The death of Ruth Bader Ginsburg was not unexpected, but it was a shock, nonetheless. Even though we knew she was fighting a long and courageous battle against cancer, we all knew that death was possible. But when it came, the ramifications of her death burst into high relief. 

Ginsburg was the beloved champion of gender equality over her long career as a lawyer, a judge, and finally, as justice on the Supreme Court. She was appointed by President Bill Clinton in 1993, and she was the second woman to be appointed to the Supreme Court. 

She served in that position for twenty-seven years, until her death. There is no such thing as a ‘timely’ death. No matter how prepared you think you are for the death of a loved one, when death comes, it is a shock. It is never timely for those who are left behind.

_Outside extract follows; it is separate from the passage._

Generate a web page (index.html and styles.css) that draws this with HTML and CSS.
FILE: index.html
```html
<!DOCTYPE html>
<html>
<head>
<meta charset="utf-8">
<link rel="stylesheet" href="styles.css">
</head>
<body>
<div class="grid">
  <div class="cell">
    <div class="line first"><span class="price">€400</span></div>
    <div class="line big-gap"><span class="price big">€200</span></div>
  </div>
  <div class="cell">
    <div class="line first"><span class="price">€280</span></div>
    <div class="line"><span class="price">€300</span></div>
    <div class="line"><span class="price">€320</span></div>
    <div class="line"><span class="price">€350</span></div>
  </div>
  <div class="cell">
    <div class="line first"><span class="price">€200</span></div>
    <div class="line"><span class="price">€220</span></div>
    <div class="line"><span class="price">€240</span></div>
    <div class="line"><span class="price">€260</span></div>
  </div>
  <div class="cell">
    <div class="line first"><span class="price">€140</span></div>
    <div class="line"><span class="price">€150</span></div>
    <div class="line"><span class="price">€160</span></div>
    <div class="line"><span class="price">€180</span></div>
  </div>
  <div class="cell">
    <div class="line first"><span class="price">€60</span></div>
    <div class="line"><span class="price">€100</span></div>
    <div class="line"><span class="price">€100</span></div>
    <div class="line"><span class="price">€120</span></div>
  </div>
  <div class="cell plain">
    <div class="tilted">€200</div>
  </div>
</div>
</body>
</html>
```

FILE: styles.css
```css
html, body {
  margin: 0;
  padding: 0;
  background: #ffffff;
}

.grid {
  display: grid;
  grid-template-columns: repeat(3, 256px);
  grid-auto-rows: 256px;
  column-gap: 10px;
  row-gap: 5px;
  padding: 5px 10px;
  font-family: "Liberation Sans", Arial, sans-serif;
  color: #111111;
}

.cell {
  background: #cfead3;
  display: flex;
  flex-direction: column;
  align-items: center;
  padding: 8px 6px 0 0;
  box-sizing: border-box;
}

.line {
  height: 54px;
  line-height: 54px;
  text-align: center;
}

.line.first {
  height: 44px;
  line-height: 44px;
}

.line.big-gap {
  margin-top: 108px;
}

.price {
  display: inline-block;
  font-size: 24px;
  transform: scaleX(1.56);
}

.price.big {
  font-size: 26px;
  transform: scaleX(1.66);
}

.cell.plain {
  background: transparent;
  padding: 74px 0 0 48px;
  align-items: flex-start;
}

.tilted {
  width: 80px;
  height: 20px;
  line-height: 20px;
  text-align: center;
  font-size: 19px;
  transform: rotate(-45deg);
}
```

Ginsburg believed in her country and saw it through liberal eyes. And although her opinions frequently conflicted with those of her fellow justices, she stuck stubbornly to her positions and fought valiantly for what she believed. She will be missed by those who respected her and loved her for what she stood for and for her courage in the face of the disease that finally took her life. 

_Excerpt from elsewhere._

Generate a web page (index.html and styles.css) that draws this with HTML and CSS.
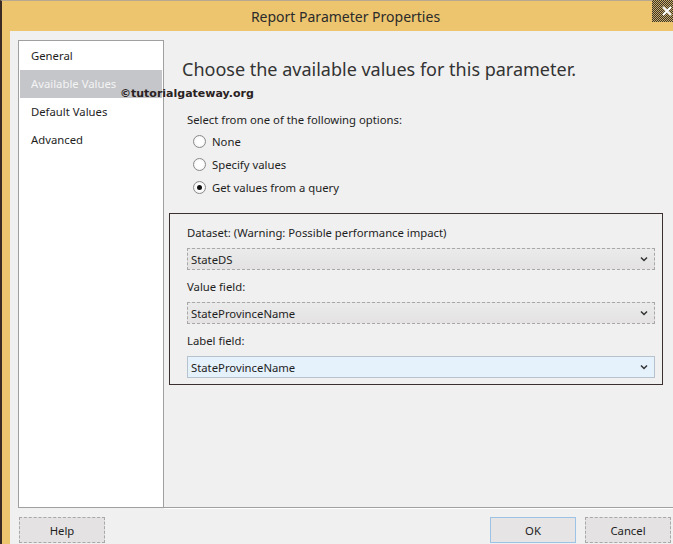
FILE: index.html
```html
<!DOCTYPE html>
<html>
<head>
<meta charset="utf-8">
<link rel="stylesheet" href="styles.css">
</head>
<body>
<div class="window">
  <div class="titlebar">
    <span class="title">Report Parameter Properties</span>
    <div class="close"><svg width="12" height="12" viewBox="0 0 12 12"><path d="M2 2 L10 10 M10 2 L2 10" stroke="#fff" stroke-width="2"/></svg></div>
  </div>
  <div class="client">
    <div class="body">
      <ul class="nav">
        <li>General</li>
        <li class="active">Available Values</li>
        <li>Default Values</li>
        <li>Advanced</li>
      </ul>
      <div class="main">
        <h1 class="heading">Choose the available values for this parameter.</h1>
        <p class="prompt">Select from one of the following options:</p>
        <div class="options">
          <label class="radio"><span class="dot"></span>None</label>
          <label class="radio"><span class="dot"></span>Specify values</label>
          <label class="radio checked"><span class="dot"></span>Get values from a query</label>
        </div>
        <div class="group">
          <div class="field-label">Dataset: (Warning: Possible performance impact)</div>
          <div class="select"><span>StateDS</span><svg class="chev" width="8" height="6" viewBox="0 0 8 6"><path d="M1 1.5 L4 4.5 L7 1.5" fill="none" stroke="#333" stroke-width="1.5"/></svg></div>
          <div class="field-label">Value field:</div>
          <div class="select"><span>StateProvinceName</span><svg class="chev" width="8" height="6" viewBox="0 0 8 6"><path d="M1 1.5 L4 4.5 L7 1.5" fill="none" stroke="#333" stroke-width="1.5"/></svg></div>
          <div class="field-label">Label field:</div>
          <div class="select focus"><span>StateProvinceName</span><svg class="chev" width="8" height="6" viewBox="0 0 8 6"><path d="M1 1.5 L4 4.5 L7 1.5" fill="none" stroke="#333" stroke-width="1.5"/></svg></div>
        </div>
      </div>
    </div>
    <div class="footer">
      <button class="btn">Help</button>
      <div class="right">
        <button class="btn default">OK</button>
        <button class="btn">Cancel</button>
      </div>
    </div>
    <div class="watermark">©tutorialgateway.org</div>
  </div>
</div>
</body>
</html>
```
FILE: styles.css
```css
* { box-sizing: border-box; }
html, body { margin: 0; padding: 0; }
body {
  width: 673px;
  height: 544px;
  overflow: hidden;
  font-family: "Noto Sans", "Open Sans", sans-serif;
  color: #1e1e1e;
}
.window {
  width: 690px;
  height: 544px;
  background: #ecc56e;
  border-left: 2px solid #3a2c24;
  border-top: 1px solid #b8a890;
  padding-left: 8px;
  display: flex;
  flex-direction: column;
}
.titlebar {
  height: 30px;
  position: relative;
  display: flex;
  align-items: center;
  justify-content: center;
  padding-left: 8px;
  padding-right: 17px;
}
.title {
  font-size: 14px;
  color: #2b2b2b;
}
.close {
  position: absolute;
  left: 642px;
  top: -1px;
  width: 30px;
  height: 22px;
  background: repeating-conic-gradient(#3b3325 0 25%, #c9ac6a 0 50%) 0 0 / 2px 2px;
  display: flex;
  align-items: center;
  justify-content: center;
}
.client {
  flex: 1;
  background: #f0f0f0;
  position: relative;
  display: flex;
  flex-direction: column;
}
.body {
  display: flex;
  padding: 9px 0 0 8px;
  height: 477px;
}
.nav {
  list-style: none;
  margin: 0;
  padding: 1px;
  width: 146px;
  height: 468px;
  background: #fff;
  border: 1px solid #a0a0a0;
  font-size: 11.3px;
}
.nav li {
  height: 28px;
  line-height: 28px;
  padding-left: 11px;
}
.nav li.active {
  background: #c4c6ca;
  color: #f4f4f4;
}
.main {
  flex: 1;
  border-bottom: 1px solid #a0a0a0;
  box-shadow: 0 1px 0 #fff;
  padding: 0 0 0 5px;
}
.heading {
  margin: 16px 0 0 13px;
  font-size: 18px;
  font-weight: normal;
  color: #333;
  line-height: 26px;
}
.prompt {
  margin: 30px 0 0 18px;
  font-size: 11.3px;
  line-height: 16px;
}
.options {
  display: flex;
  flex-direction: column;
  gap: 7px;
  margin: 5px 0 0 24px;
}
.radio {
  display: flex;
  align-items: center;
  font-size: 11.3px;
  height: 16px;
}
.dot {
  width: 13px;
  height: 13px;
  border-radius: 50%;
  border: 1px solid #8a8a8a;
  background: radial-gradient(circle, #fff 40%, #e8e8e8 100%);
  margin-right: 6px;
  display: flex;
  align-items: center;
  justify-content: center;
}
.radio.checked .dot::after {
  content: "";
  width: 5px;
  height: 5px;
  border-radius: 50%;
  background: #111;
}
.group {
  margin: 18px 0 0 0;
  width: 494px;
  height: 172px;
  border: 1px solid #3b3030;
  padding: 11px 7px 0 17px;
  display: flex;
  flex-direction: column;
}
.field-label {
  font-size: 11.3px;
  line-height: 16px;
  height: 23px;
  flex-shrink: 0;
}
.select {
  height: 22px;
  border: 1px dashed #a8a8a8;
  background: linear-gradient(#ebebeb, #e4e2e2);
  display: flex;
  align-items: center;
  justify-content: space-between;
  padding: 0 6px 0 3px;
  font-size: 11.3px;
  margin-bottom: 9px;
  flex-shrink: 0;
}
.select:last-child {
  margin-bottom: 0;
}
.select.focus {
  background: #e5f1fb;
  border: 1px solid #b6c3cf;
}
.footer {
  display: flex;
  justify-content: space-between;
  padding: 9px 0 0 9px;
}
.right {
  display: flex;
  gap: 9px;
  padding-right: 19px;
}
.btn {
  width: 86px;
  height: 26px;
  border: 1px dashed #a8a8a8;
  background: #e4e2e2;
  font-family: "Noto Sans", "Open Sans", sans-serif;
  font-size: 11.3px;
  color: #1e1e1e;
  padding: 0;
}
.btn.default {
  border: 1px solid #9cc2e6;
  background: #e6e4e4;
}
.watermark {
  position: absolute;
  left: 110px;
  top: 56px;
  font-family: "DejaVu Sans", sans-serif;
  font-weight: bold;
  font-size: 11px;
  color: #2a2222;
}
```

Chief Justice John G. Roberts, Jr., said of Justice Ginsburg,

“Our nation has lost a jurist of historic stature. We at the Supreme Court have lost a cherished colleague.”

She will no doubt be remembered as what Chief Justice Roberts called “a tireless and resolute champion of justice”.

Justice Ginsburg held on to her seat on the court until the very end. And now that she is gone, the fight to replace her on the Court is just beginning.  

National Public Radio (NPR) reported that just days before her death, she told her granddaughter,

“My most fervent wish is that I will not be replaced until a new president is installed.” 

This story has not been verified, but the fact that she wanted to hold onto her seat until a Democrat was in the White House is hardly news.  

But this is a decision that the Senate must make, and the ramifications of that decision, whatever it will be, will be monumental. Whichever way it plays out, the history of this country hinges upon it, because it is inextricably entwined in the political struggle relating to the upcoming Presidential elections. 

In this Feb. 2017 file photo, Supreme Court Justice Ruth Bader Ginsburg speaks at Stanford University in Stanford, Calif. The Supreme Court says Ginsburg has died of metastatic pancreatic cancer at age 87. (AP File)

Justice Ruth Bader Ginsburg died at a time when the country is being torn apart by street riots, lawlessness, and deadly fights between the right and the left. It is a time when the hatred of the Democrats against the Republicans and particularly against the President, has spilled over into cities around the country, where riots, looting, burning, and violent attacks against the police are the order of the day. 

America is less than seven weeks away from the most important presidential election in our lifetime, and the country is tottering on the brink of a civil war. This new controversy may be just the thing that pushes us over the edge.

Mitch McConnell

A great deal depends on what Mitch McConnell decides to do. Justice Ginsburg’s death is going to ignite a firestorm around whether a new justice should be nominated before the November election, or not until after the winner of the election is sworn in on January 20th, 2021.

There is a precedent for waiting. When Justice Antonin Scalia died suddenly in 2016, Republicans had a majority in the Senate and McConnell held up the nominations of Judge Merrick Garland, appointed by President Obama, for ten months. McConnell refused to hold hearings or take a vote until after the 2016 election. But on Friday, he said unequivocally that, “President Trump’s nominee will receive a vote on the floor of the United States Senate”.

The Democrats and the Republicans have been at loggerheads for the last four years. And the radical left, rioting in our cities and destroying whatever they can, are leading us into a conflict that we will not be able to turn back from.

Ruth Bader Ginsburg’s death may be the proverbial straw that breaks the back of law and order in the United States, and leads us into a mighty civil war between the radical agitators of Antifa, Black Lives Matter, and anarchists who have taken over our streets, and the people of America who believe in the Constitution and the vision that it gave to generations of Americans who built this country and the immigrants who came here in search of a better life. 

There is no middle ground on this decision. President Trump will need to use every bit of insight and skill to defuse the bomb that is about to go off and hurtle our country into civil war. Our future and the future of our beloved country depends on it.